Have you got a story along these lines? And how did you solve it?
Here is a story that a Charlie Steed, an IT Ops Manager based out of Fresno, emailed in:
An emerging aspect of our organization’s proposition is providing our clients access to real-time trading information through the web channel, so our customers have come to expect 24×7 access. Like many SMEs though, we can’t afford to have a 24×7 operation so we do what we can. About 6 months ago, we kept seeing outages on our site, but the worst of it was that the outages were reported by key customers to my boss, and then it filtered down to me – all this happened before our own equipment noticed [and alerted] the failure! Holy crap! So I had to employ new measures. The quick and easy one was to use an external service that monitored our website continuously and sent me a SMS when it was down – this way we could react quickly. It made all the difference! It also meant I didn’t get the crap kicked out of me by my boss.

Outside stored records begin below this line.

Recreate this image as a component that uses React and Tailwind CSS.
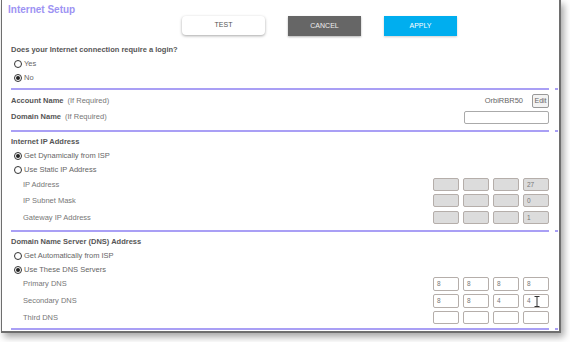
import React from "react";

const font = { fontFamily: '"Liberation Sans", Arial, sans-serif' };

const Radio = ({ checked, label }) => (
  <div className="flex items-center h-[14px] pl-[3px]">
    <span className="w-[8px] h-[8px] rounded-full border border-[#333] bg-white flex items-center justify-center">
      {checked && <span className="w-[4px] h-[4px] rounded-full bg-[#222]" />}
    </span>
    <span className="ml-[2px] text-[7.5px] text-[#666]">{label}</span>
  </div>
);

const Divider = ({ mt }) => (
  <div className={`flex ${mt}`}>
    <div className="ml-[9px] w-[538px] h-[2px] bg-[#a99ff5]" />
    <div className="ml-[6px] w-[3px] h-[2px] bg-[#a99ff5]" />
  </div>
);

const Boxes = ({ values, disabled, cursor }) => (
  <div className="flex h-full gap-[4px]">
    {values.map((v, i) => (
      <div
        key={i}
        className={`relative w-[26px] h-full rounded-[2px] border border-[#b5aeaa] flex items-center pl-[3px] text-[6.5px] text-[#777] ${
          disabled ? "bg-[#dcdcdc]" : "bg-white"
        }`}
      >
        {v}
        {cursor && i === 3 && (
          <svg className="absolute left-[10px] top-[1px]" width="6" height="11" viewBox="0 0 6 11">
            <path d="M0.5 0.5h5M3 0.5v10M0.5 10.5h5" stroke="#333" strokeWidth="1" fill="none" />
          </svg>
        )}
      </div>
    ))}
  </div>
);

const AddrRow = ({ label, values, disabled, cursor, cls }) => (
  <div className={`flex items-center justify-between ${cls}`}>
    <span className="pl-[12px] text-[7.5px] text-[#777]">{label}</span>
    <div className="h-full">
      <Boxes values={values} disabled={disabled} cursor={cursor} />
    </div>
  </div>
);

const Heading = ({ children, cls }) => (
  <div className={`flex items-center h-[14px] text-[7.5px] font-bold text-[#555] ${cls}`}>{children}</div>
);

export default function App() {
  return (
    <div className="w-[570px] h-[342px] bg-white overflow-hidden" style={font}>
      <div className="ml-[1px] w-[560px] h-[333px] bg-white border-l border-r-2 border-b-2 border-[#6e6e6e] shadow-[3px_4px_7px_rgba(0,0,0,0.35)]">
        <div className="pl-[6px] pt-[4px] h-[16px] leading-[11px] text-[10px] font-bold text-[#9d93f3]">
          Internet Setup
        </div>
        <div className="h-[20px] flex pl-[180px] gap-[23px]">
          <button className="w-[83px] h-[19px] rounded-[4px] bg-white shadow-[0_1px_3px_rgba(0,0,0,0.35)] text-[7px] text-[#555]">
            TEST
          </button>
          <button className="w-[73px] h-[20px] bg-[#666666] shadow-[0_1px_2px_rgba(0,0,0,0.3)] text-[7px] text-[#eee]">
            CANCEL
          </button>
          <button className="w-[73px] h-[20px] bg-[#00aeef] shadow-[0_1px_2px_rgba(0,0,0,0.2)] text-[7px] text-white">
            APPLY
          </button>
        </div>

        <div className="ml-[9px] w-[538px]">
          <Heading cls="mt-[7px]">Does your Internet connection require a login?</Heading>
          <Radio label="Yes" />
          <Radio checked label="No" />
        </div>
        <Divider mt="mt-[3px]" />

        <div className="ml-[9px] w-[538px]">
          <div className="mt-[3px] h-[16px] flex items-center justify-between">
            <span className="text-[7.5px] text-[#555]">
              <b>Account Name</b>
              <span className="ml-[4px] text-[#777]">(If Required)</span>
            </span>
            <span className="flex items-center">
              <span className="text-[7.5px] text-[#666]">OrbiRBR50</span>
              <span className="ml-[9px] w-[17px] h-[14px] rounded-[2px] border border-[#999] bg-[#f3f3f3] flex items-center justify-center text-[7px] text-[#666]">
                Edit
              </span>
            </span>
          </div>
          <div className="h-[16px] flex items-center justify-between">
            <span className="text-[7.5px] text-[#555]">
              <b>Domain Name</b>
              <span className="ml-[4px] text-[#777]">(If Required)</span>
            </span>
            <span className="w-[85px] h-[13px] rounded-[2px] border border-[#aaa] bg-white" />
          </div>
        </div>
        <Divider mt="mt-[5px]" />

        <div className="ml-[9px] w-[538px]">
          <Heading cls="mt-[3px]">Internet IP Address</Heading>
          <Radio checked label="Get Dynamically from ISP" />
          <Radio label="Use Static IP Address" />
          <AddrRow cls="mt-[1px] h-[13px]" label="IP Address" values={["", "", "", "27"]} disabled />
          <AddrRow cls="mt-[3px] h-[13px]" label="IP Subnet Mask" values={["", "", "", "0"]} disabled />
          <AddrRow cls="mt-[4px] h-[13px]" label="Gateway IP Address" values={["", "", "", "1"]} disabled />
        </div>
        <Divider mt="mt-[6px]" />

        <div className="ml-[9px] w-[538px]">
          <Heading cls="mt-[3px]">Domain Name Server (DNS) Address</Heading>
          <Radio label="Get Automatically from ISP" />
          <Radio checked label="Use These DNS Servers" />
          <AddrRow cls="h-[14px]" label="Primary DNS" values={["8", "8", "8", "8"]} />
          <AddrRow cls="mt-[3px] h-[14px]" label="Secondary DNS" values={["8", "8", "4", "4"]} cursor />
          <AddrRow cls="mt-[3px] h-[13px]" label="Third DNS" values={["", "", "", ""]} />
        </div>
        <Divider mt="mt-[4px]" />
      </div>
    </div>
  );
}
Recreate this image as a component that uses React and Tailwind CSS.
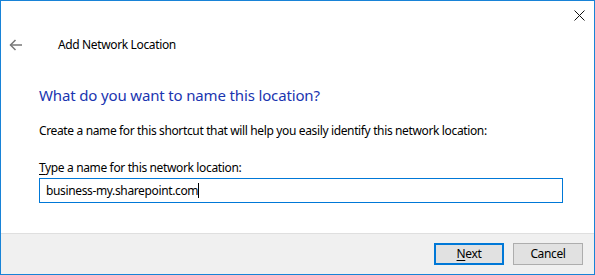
import React from 'react';

const font = { fontFamily: '"Noto Sans", "Open Sans", sans-serif' };

const BackArrow = () => (
  <svg width="14" height="12" viewBox="0 0 14 12" fill="none" stroke="#777" strokeWidth="1.5">
    <path d="M13 6H1.5" />
    <path d="M6.5 1L1.5 6l5 5" />
  </svg>
);

const CloseIcon = () => (
  <svg width="11" height="11" viewBox="0 0 11 11" fill="none" stroke="#111" strokeWidth="1">
    <path d="M0.5 0.5l10 10M10.5 0.5l-10 10" />
  </svg>
);

const App = () => {
  return (
    <div
      className="w-[595px] h-[275px] bg-white border border-[#1883d7] flex flex-col text-[12px] tracking-[-0.36px] text-black"
      style={font}
    >
      {/* title bar */}
      <div className="h-[29px] flex justify-end">
        <div className="w-[30px] h-[29px] flex items-center justify-center">
          <CloseIcon />
        </div>
      </div>

      {/* header */}
      <div className="h-[30px] flex items-center pl-[8px]">
        <BackArrow />
        <span className="ml-[35px] leading-[16px]">Add Network Location</span>
      </div>

      {/* content */}
      <div className="pl-[38px] pr-[31px] flex flex-col">
        <h1 className="mt-[24px] text-[15px] leading-[22px] tracking-[-0.15px] text-[#1a35b0] font-normal">
          What do you want to name this location?
        </h1>
        <p className="mt-[17px] leading-[16px]">
          Create a name for this shortcut that will help you easily identify this network location:
        </p>
        <label className="mt-[21px] leading-[16px]">
          <span className="underline underline-offset-2">T</span>ype a name for this network location:
        </label>
        <div className="mt-[2px] h-[25px] border border-[#0078d7] flex items-center px-[6px]">
          <span className="leading-[16px]">business-my.sharepoint.com</span>
          <span className="w-px h-[15px] bg-black" />
        </div>
      </div>

      <div className="flex-1" />

      {/* footer */}
      <div className="h-[41px] bg-[#f0f0f0] border-t border-[#dfdfdf] flex justify-end items-start pt-[9px] pr-[11px] gap-[9px]">
        <button className="w-[70px] h-[22px] bg-[#e1e1e1] border-2 border-[#0078d7] leading-[16px]">
          <span className="underline underline-offset-2">N</span>ext
        </button>
        <button className="w-[70px] h-[22px] bg-[#e1e1e1] border border-[#adadad] leading-[16px]">
          Cancel
        </button>
      </div>
    </div>
  );
};

export default App;
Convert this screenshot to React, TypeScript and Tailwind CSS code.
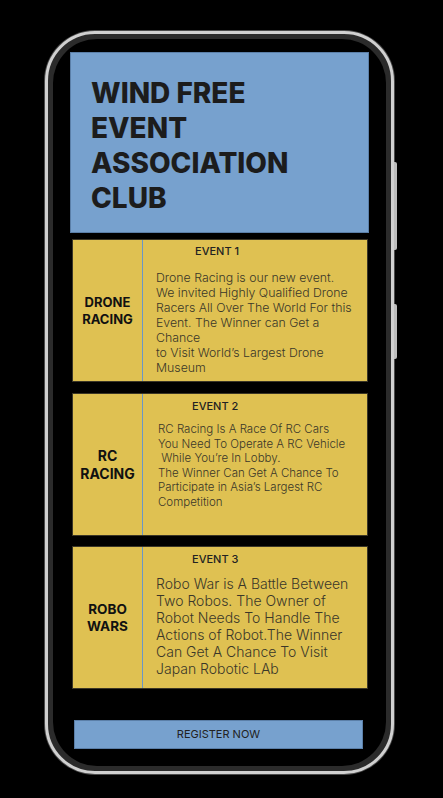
const events = [
  {
    name: ['DRONE', 'RACING'],
    nameSize: 'text-[13px]',
    label: 'EVENT 1',
    labelPad: 'pl-[52px] pt-[4px]',
    textPad: 'pl-[13px] mt-[12px]',
    textSize: 'text-[12.3px] leading-[15px]',
    text: "Drone Racing is our new event.\nWe invited Highly Qualified Drone\nRacers All Over The World For this\nEvent. The Winner can Get a\nChance\nto Visit World’s Largest Drone\nMuseum",
    gap: 'mt-[6px]',
  },
  {
    name: ['RC', 'RACING'],
    nameSize: 'text-[14px]',
    label: 'EVENT 2',
    labelPad: 'pl-[49px] pt-[5px]',
    textPad: 'pl-[15px] mt-[9px]',
    textSize: 'text-[11.5px] leading-[14.5px]',
    text: "RC Racing Is A Race Of RC Cars\nYou Need To Operate A RC Vehicle\n While You’re In Lobby.\nThe Winner Can Get A Chance To\nParticipate in Asia’s Largest RC\nCompetition",
    gap: 'mt-[11px]',
  },
  {
    name: ['ROBO', 'WARS'],
    nameSize: 'text-[13.5px]',
    label: 'EVENT 3',
    labelPad: 'pl-[49px] pt-[5px]',
    textPad: 'pl-[13px] mt-[9px]',
    textSize: 'text-[14px] leading-[17px]',
    text: "Robo War is A Battle Between\nTwo Robos. The Owner of\nRobot Needs To Handle The\nActions of Robot.The Winner\nCan Get A Chance To Visit\nJapan Robotic LAb",
    gap: 'mt-[10px]',
  },
];

const App = () => {
  return (
    <div className="h-[798px] w-[443px] overflow-hidden bg-black pl-[45px] pt-[31px] font-['Inter',sans-serif]">
      {/* Phone frame */}
      <div className="relative h-[743px] w-[349px] rounded-[50px] border-[3px] border-[#d0d0d0] bg-[#2b2b2b] p-[5px] shadow-[0_0_0_1px_#4a4a4a]">
        <div className="absolute right-[-6px] top-[128px] h-[88px] w-[3px] rounded-r-[2px] bg-[#bdbdbd]" />
        <div className="absolute right-[-6px] top-[270px] h-[55px] w-[3px] rounded-r-[2px] bg-[#bdbdbd]" />

        <div className="flex h-full flex-col rounded-[44px] bg-black px-[17px] pt-[13px]">
          {/* Header */}
          <div className="h-[181px] border border-[#5b7fa8] bg-[#77a1ce] pl-[20px] pt-[23px]">
            <h1 className="text-[28px] font-extrabold leading-[35px] text-[#1c1c1c]">
              WIND FREE
              <br />
              EVENT
              <br />
              ASSOCIATION
              <br />
              CLUB
            </h1>
          </div>

          {/* Events */}
          {events.map((ev) => (
            <div key={ev.label} className={`${ev.gap} ml-[2px] mr-[1px] flex h-[143px] border border-[#3b3626] bg-[#dfc152]`}>
              <div className="flex w-[70px] shrink-0 items-center justify-center border-r border-[#6b96c6] text-center">
                <p className={`${ev.nameSize} font-bold leading-[1.25] text-[#111]`}>
                  {ev.name[0]}
                  <br />
                  {ev.name[1]}
                </p>
              </div>
              <div className="flex-1">
                <p className={`${ev.labelPad} text-[11px] leading-[14px] font-medium text-[#222]`}>{ev.label}</p>
                <p className={`${ev.textPad} ${ev.textSize} whitespace-pre font-light text-[#3a3729]`}>{ev.text}</p>
              </div>
            </div>
          ))}

          {/* Register */}
          <button className="ml-[4px] mr-[6px] mt-[31px] h-[29px] border border-[#5b7fa8] bg-[#77a1ce] text-[11px] text-[#222]">
            REGISTER NOW
          </button>
        </div>
      </div>
    </div>
  );
};

export default App;
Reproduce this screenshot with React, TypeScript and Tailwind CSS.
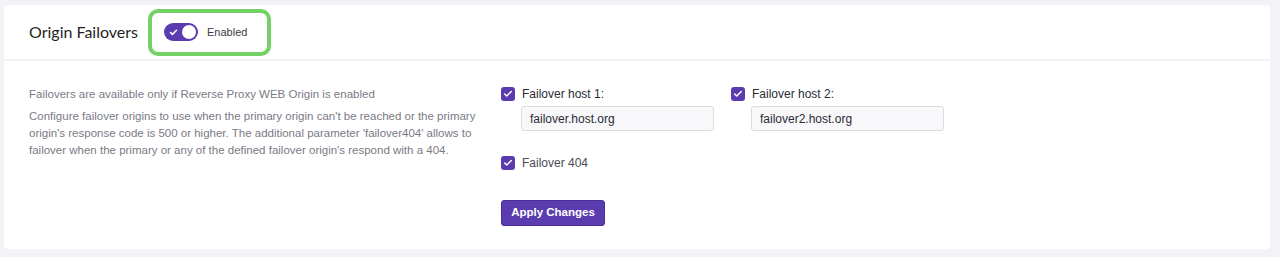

This is a familiar story for me – I can recall being in the same precarious position 7 years ago when my employer was growing fast – but too fast for their investment in fault-tolerant infrastructure. The nature of high-value online business propositions is that when the website is down, someone is in for a kicking. If you have a story, then let us hear it! If have a solution you want to share, then let us hear it!
If you’re looking for a top-grade web monitoring solution, then why not take a look at ObservePoint – for free ? Why not monitor your competitors sites too – for free?
Just recently we began proactively monitoring our hardware and applications running in our IT department. http://www.nagios.org is a powerful open source tool for monitoring your servers and apps. We have a dashboard of all servers and applications across all of our locations complete with email and/or SMS alerts and a WAP interface. Gone are the days of end-users notifying us when a server or service goes offline.
-Eric
@Eric – Thanks for tip on the Nagios package, I’ll take a look. How does it compare with commercial products?
To be honest, I’ve never used a commercial package because nagios meets the needs of our monitoring requirements.
I am going to have a look at that Nagios package too as I am looking for an open-source solution. I wonder if anyone else knows of a solid open-source solutions so I can compare them both together?
@Asif – I don’t know of one myself, maybe somebody else does?
I tried that ObservPoint tool you suggested and it was really good. This is a bit of a crowded market, but I think ObservPoint concentrate on the measurement against other things that just % uptime, like SLAs and performance. Thanks for the tip.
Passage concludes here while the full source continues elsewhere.